Having been shamed once by an installer I quickly reached out in search of the latest version of curl’s source. After all I’ve done the configure; make; make install routine plenty of times before. Sadly it took me far too long to realized the vast majority of time I’ve done the configure; make; make install routine it was to install new software not upgrade existing packages. So I went through the process the first time and couldn’t get curlftpfs to compile still; curl had not been compiled to the correct location because the old version of curl was still being found in the path. Running blithely ahead I recompiled with the ‘correct’ prefix of /usr. Now this install location should have been my second clue signifying I should stop what I was doing. Instead I moved right along compiling and installing into the /usr directories. I finished compile attempt number two for curlftpfs having learned it had not been compiled with some necessary option enabled and so it was time to compile curl again this time with the option enabled. Of course here the configure fails because I am missing the necessary libraries.

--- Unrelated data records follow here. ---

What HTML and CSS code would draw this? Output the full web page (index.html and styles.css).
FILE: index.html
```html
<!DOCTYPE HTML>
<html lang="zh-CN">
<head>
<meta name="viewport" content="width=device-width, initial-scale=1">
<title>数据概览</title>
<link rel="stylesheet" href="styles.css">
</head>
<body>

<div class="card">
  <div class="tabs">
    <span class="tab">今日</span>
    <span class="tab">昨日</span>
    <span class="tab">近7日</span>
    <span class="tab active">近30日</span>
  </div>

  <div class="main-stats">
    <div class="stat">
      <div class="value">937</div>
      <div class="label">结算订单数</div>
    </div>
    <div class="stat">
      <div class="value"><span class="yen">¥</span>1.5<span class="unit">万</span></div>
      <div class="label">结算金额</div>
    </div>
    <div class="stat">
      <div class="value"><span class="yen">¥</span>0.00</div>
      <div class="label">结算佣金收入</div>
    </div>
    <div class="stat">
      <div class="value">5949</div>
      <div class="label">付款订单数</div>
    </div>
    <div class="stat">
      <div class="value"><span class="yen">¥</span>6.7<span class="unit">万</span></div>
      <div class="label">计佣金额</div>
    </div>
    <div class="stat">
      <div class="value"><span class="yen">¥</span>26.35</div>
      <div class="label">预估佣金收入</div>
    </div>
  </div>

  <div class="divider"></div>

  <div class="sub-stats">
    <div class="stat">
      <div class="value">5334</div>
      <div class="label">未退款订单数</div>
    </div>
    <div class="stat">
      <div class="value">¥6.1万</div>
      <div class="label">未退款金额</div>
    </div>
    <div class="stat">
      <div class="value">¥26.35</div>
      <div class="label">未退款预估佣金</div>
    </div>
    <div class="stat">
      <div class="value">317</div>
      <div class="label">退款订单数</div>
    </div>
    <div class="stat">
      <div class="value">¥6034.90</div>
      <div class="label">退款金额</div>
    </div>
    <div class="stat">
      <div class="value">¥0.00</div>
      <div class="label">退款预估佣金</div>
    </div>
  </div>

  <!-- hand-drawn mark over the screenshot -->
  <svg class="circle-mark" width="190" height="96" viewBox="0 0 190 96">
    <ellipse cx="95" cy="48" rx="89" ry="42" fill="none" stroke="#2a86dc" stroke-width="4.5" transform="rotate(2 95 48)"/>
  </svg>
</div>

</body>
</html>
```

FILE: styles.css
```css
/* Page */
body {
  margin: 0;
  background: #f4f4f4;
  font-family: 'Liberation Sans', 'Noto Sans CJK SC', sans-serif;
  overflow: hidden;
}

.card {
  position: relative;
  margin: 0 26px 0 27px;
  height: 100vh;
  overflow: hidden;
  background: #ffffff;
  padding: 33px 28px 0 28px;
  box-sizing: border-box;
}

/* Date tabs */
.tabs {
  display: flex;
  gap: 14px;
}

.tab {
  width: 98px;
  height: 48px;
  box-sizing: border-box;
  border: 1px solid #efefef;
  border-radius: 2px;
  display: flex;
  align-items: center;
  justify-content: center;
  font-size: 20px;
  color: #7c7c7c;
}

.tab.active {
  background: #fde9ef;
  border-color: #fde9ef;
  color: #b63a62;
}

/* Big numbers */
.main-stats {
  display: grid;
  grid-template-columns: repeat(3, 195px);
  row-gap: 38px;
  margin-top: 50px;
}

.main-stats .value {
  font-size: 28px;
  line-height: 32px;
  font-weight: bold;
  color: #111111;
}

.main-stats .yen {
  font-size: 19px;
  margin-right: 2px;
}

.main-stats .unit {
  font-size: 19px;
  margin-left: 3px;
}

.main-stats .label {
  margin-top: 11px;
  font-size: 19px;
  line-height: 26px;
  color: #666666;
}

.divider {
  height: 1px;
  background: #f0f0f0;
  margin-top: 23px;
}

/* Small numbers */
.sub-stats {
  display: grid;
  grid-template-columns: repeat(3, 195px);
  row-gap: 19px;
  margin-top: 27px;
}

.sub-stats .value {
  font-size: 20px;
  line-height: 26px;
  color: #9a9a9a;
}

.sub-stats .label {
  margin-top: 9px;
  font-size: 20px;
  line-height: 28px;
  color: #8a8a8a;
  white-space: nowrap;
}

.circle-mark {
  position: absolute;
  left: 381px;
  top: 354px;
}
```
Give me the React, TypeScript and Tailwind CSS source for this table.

Naturally forging ahead I go and get the missing libraries compile and install them and try curl again. I have forgotten the reason but I know I was doomed for a couple more failures before I attempted to do what I should have done in the first place which is use my already installed MacPorts and just upgrade. Which is what I eventually try. However, it would appear the port command provided by MacPorts also relies on curl so this is a total bust. At this point I’ve forgotten all about getting curlftpfs to work and just want curl and port working again. By this time my frustration must have been palpable because I have no recollection of what I did to get those two things correctly compiled and running again.

The lesson I have learned from this is pretty simple. Don’t mess with the /usr directory without a backup/restore plan.